We can finally invite you to Arden Asbæk Gallery’s first PLATFORM exhibition Looking at me looking at you with Caroline H. Thon, Josefine Winding and Luna Scales. Through painting, sculpture and video, the three artists explore themes such as body image as well as the biases and expectations linked to our own and others’ bodies.

Looking at me looking at you brings the viewer into focus through three intimate and challenging projects. These projects zero in on not only the body and the depiction of the body, but also on how we experience and involve ourselves in images that demand our participation in both their concept and form.

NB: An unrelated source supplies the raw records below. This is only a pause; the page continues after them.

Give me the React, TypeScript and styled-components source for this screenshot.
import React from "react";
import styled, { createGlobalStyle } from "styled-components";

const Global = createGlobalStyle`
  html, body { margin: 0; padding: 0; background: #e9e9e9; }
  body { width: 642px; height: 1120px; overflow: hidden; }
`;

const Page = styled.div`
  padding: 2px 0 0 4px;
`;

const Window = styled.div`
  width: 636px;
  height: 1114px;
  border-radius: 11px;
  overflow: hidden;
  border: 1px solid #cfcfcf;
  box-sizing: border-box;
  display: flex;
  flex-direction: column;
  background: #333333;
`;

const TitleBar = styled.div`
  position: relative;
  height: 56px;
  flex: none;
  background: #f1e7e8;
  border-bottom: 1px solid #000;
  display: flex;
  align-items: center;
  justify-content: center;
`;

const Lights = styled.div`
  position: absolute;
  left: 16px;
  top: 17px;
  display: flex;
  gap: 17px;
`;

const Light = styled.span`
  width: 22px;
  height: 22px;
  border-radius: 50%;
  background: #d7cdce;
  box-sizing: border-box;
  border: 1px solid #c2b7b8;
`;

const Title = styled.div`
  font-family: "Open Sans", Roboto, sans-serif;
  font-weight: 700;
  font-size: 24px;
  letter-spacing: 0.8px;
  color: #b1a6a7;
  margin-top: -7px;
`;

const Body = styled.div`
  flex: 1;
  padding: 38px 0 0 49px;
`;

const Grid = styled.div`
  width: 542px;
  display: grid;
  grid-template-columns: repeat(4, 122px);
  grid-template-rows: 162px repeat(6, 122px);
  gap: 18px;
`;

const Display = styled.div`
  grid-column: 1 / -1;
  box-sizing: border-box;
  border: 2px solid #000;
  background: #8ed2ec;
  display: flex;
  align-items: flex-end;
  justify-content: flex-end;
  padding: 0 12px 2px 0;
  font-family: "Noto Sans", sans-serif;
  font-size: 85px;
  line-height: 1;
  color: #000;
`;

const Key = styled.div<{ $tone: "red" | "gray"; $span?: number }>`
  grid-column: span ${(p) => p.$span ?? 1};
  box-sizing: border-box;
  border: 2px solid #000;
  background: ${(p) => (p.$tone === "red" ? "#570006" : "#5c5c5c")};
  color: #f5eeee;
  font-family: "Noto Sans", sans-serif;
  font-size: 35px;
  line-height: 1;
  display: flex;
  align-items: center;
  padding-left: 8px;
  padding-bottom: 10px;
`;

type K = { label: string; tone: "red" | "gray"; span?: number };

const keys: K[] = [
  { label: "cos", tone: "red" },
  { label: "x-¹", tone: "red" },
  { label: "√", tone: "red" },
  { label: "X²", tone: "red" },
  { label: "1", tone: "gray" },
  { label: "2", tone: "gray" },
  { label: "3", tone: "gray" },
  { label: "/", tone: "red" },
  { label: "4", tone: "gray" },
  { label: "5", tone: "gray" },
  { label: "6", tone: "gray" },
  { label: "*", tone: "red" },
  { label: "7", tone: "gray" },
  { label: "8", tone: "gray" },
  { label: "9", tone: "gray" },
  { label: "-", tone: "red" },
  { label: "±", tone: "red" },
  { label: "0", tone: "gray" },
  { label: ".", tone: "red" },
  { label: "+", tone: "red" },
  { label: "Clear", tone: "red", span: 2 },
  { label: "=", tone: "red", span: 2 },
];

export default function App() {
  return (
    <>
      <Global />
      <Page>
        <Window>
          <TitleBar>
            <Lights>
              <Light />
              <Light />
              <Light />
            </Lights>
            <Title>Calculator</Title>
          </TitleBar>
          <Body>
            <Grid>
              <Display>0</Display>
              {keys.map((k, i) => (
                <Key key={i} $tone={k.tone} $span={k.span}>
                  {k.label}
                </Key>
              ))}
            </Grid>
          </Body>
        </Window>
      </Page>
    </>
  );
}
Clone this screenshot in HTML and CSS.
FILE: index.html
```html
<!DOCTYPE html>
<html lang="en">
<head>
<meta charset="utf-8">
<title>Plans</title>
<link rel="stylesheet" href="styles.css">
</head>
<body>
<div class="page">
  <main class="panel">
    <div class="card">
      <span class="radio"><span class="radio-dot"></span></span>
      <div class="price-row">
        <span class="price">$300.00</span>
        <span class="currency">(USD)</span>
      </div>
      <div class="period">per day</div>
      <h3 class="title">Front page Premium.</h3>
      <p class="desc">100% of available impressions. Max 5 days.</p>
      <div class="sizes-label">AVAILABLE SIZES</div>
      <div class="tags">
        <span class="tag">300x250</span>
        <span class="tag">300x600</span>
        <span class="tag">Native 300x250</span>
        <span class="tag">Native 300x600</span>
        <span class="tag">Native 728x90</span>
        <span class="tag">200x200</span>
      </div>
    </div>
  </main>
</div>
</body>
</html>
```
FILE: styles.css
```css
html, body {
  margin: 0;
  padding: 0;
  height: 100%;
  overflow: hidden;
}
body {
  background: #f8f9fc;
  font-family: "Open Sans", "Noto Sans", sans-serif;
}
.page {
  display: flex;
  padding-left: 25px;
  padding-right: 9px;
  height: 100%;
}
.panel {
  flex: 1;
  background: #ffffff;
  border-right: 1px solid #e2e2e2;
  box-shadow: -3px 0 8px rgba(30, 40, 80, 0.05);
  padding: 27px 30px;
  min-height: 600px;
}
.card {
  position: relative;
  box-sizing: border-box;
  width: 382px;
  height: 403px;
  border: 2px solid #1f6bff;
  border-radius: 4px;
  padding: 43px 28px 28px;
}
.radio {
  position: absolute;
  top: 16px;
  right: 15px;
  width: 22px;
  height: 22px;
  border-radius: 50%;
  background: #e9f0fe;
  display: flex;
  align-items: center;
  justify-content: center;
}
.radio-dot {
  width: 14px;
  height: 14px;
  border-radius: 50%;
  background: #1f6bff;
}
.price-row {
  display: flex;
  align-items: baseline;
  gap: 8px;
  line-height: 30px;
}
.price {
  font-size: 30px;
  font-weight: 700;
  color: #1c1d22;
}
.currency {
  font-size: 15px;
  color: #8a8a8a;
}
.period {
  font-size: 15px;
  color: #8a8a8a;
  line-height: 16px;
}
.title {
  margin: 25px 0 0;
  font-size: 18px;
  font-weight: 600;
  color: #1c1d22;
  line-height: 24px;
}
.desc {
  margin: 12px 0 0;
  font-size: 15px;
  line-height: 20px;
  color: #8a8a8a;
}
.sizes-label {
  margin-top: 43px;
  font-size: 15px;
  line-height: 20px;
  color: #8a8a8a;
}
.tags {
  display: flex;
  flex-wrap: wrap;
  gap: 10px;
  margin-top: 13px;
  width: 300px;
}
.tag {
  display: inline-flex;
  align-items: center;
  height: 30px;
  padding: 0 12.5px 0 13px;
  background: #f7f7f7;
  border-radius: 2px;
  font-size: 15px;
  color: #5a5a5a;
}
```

Caroline H. Thon’s series Manscapes presents a depiction of the male body not often seen in neither art history nor in popular culture. As American essayist Siri Hustvedt writes: “The history of art is full of women lying around naked for erotic consumption by men”, but on these oil paintings, men lie sprawled out as a soft and naked landscapes on the large raw canvases, seemingly undisturbed by the viewer’s gaze. The works are equally humoristic as they are erotic in their way of confronting us with the immediate ambivalence of what could be considered “the new female gaze”, where the objectified becomes the objectifier.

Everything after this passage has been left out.